Sia quella dei colossi che danno in outsourcing la produzione perché non hanno impianti di produzione di chip propri, le famose "fab", come AMD, Nvidia o Broadcom; sia quella dei produttori diretti che fondo il silicio dell'industria dei semiconduttori come TSMC o il colosso coreano integrato Samsung.
Secondo S&P Ratings, l’inventory turnover (il numero di giorni in cui un prodotto viene tenuto in magazzino) dei maggiori produttori di semiconduttori senza fab di proprietà (come appunto Qualcomm o Broadcom) è schizzato con le crisi a 83 giorni di media, ma ora all’affievolirsi delle tensioni, questo numero potrebbe scendere, gli stock dovrebbero flettere e la shortage dovrebbe venire meno.
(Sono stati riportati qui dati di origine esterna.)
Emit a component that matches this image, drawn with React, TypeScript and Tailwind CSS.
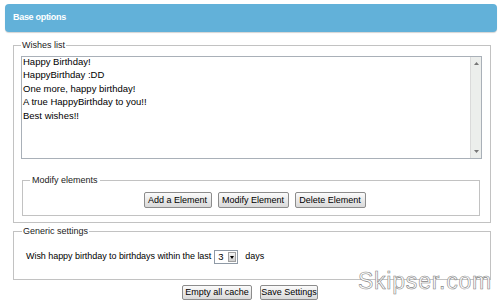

I 75 giorni circa di turnover delle scorte dei pure-player come TSMC restano per ora stabili, ma potrebbe seguire una normalizzazione. Saranno le maxi scorte dei senza fab a fare la differenza però, intanto perché riguardano stock da quasi 15 miliardi di dollari contro gli 11 mld di tutti gli altri messi assieme, poi perché la dinamica in questo caso viene dalla domanda, mentre gli aumenti di capacità procedono secondo i piani e molti potrebbero maturare quest’anno.
Con il rischio anche che chi produce i prodotti più diffusi e maturi possa trovarsi paradossalmente in un contesto di sovrafornitura che potrebbe mettere in crisi qualche bilancio (S&P paventa rischi affini per UMC e SMIC). La specializzazione e la qualità delle tecnologie, spesso collegata a macchinari costosissimi come quelli per la litografia ultravioletta estrema, potrebbero fare la differenza e regalare un vantaggio competitivo proprio nei settori strategici di 5G, internet delle cose, auto elettriche e high-performance-computing.
Per S&P, TSMC potrebbe vedere un balzo dei ricavi del 30% nel 2022, fino a circa 62-64 miliardi, contro i 215-220 miliardi di dollari attesi da Samsung (in calo ma soprattutto comprensivi di tutte le altre attività del gruppo coreano) e i 73-75 miliardi di Intel (anch’essa in calo).
Margini superiori – ebitda margin del 69-70% contro il 29-31% di Samsung e il 37-39% di Intel – dovrebbero sancire una vittoria taiwanese anche sul fronte dei profitti. Le decine di miliardi in arrivo per nuovi impianti negli Stati Uniti e in Europa non potranno fare subito grandi differenze.
Ma la verità che sta alla base di questo successo prevedibile è semplicemente che - a differenza di molti operatori del settore e in parte di Samsung - in TSMC sono già attrezzati.